Ao contrário, a entrada no Programa dos F-35 aproximará a nossa Força Aérea das demais e ainda permite otimizar o seu produto operacional, com os inerentes ganhos para o País. Com isto pretende-se aplicar as novas capacidades ao nível da criação de uma rede de sensores, decisores e executantes que permitirão uma maior conetividade entre parceiros.
Uma das consequências positivas será também a sincronização dos índices de decisão em cenário de formação e em cenário real de combate. E, também, o alinhamento da Força Aérea com a sociedade civil, gerando ganhos óbvios que farão a médio prazo baixar de forma decisiva o valor do programa.
Ao nível técnico, este programa vai garantir uma redução da assinatura de radar dos caças de combate, garantindo uma maior “invisibilidade”, e uma maior análise de contexto operacional, com o incremento dos sensores avançados multidisciplinares. Bem como um aumento na partilha de informação em tempo real para operações conjuntas, a garantia de melhoria de capacidades dos pilotos e demais recursos humanos, além do óbvio aumento da quantidade e tipos de armamento com que os F-35 podem operar.
Uma questão muito sensível é mesmo o custo deste Programa, que, segundo o Chefe de Estado Maior da Força Aérea, General Cartaxo Alves, poderá ascender a 5,5 mil milhões de euros num período temporal de 20 anos. Refira-se que, já na atual Lei de Programação Militar ficaram inscritas verbas para avançar com os estudos necessários para a sua implementação.

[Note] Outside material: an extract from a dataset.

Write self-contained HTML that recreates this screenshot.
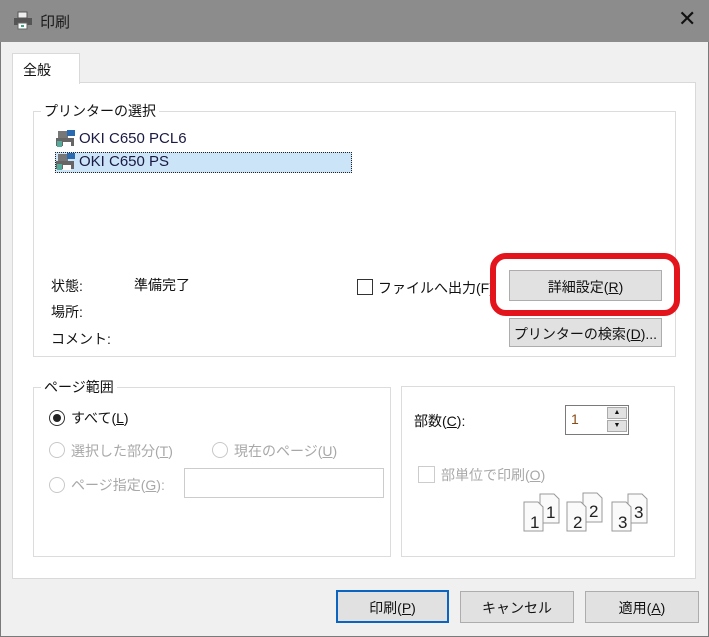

Esse primeiro sinal é muito importante: assinalou a vontade para avançar, a curto prazo, com a modernização da Força Aérea. Ficou assim expressa a existência de vontade política.
Em resumo, o atual contexto geopolítico europeu e mundial, mas também o regresso de um moledo convencional de conflito em que a supremacia aérea é fundamental, tornam necessária a adaptação das Forças Armadas portuguesas através da execução da LPM. O aumento de verbas demonstra bem o compromisso político do anterior Governo.
É agora, cada vez mais, urgente uma clarificação do atual Governo, nomeadamente do atual Ministro da Defesa Nacional. As opções que venham a ser tomadas, ou a falta delas, serão decisivas para o programa Força Aérea 5.3, mas também para o desenvolvimento da própria Defesa Nacional e para o fortalecimento da soberania de Portugal.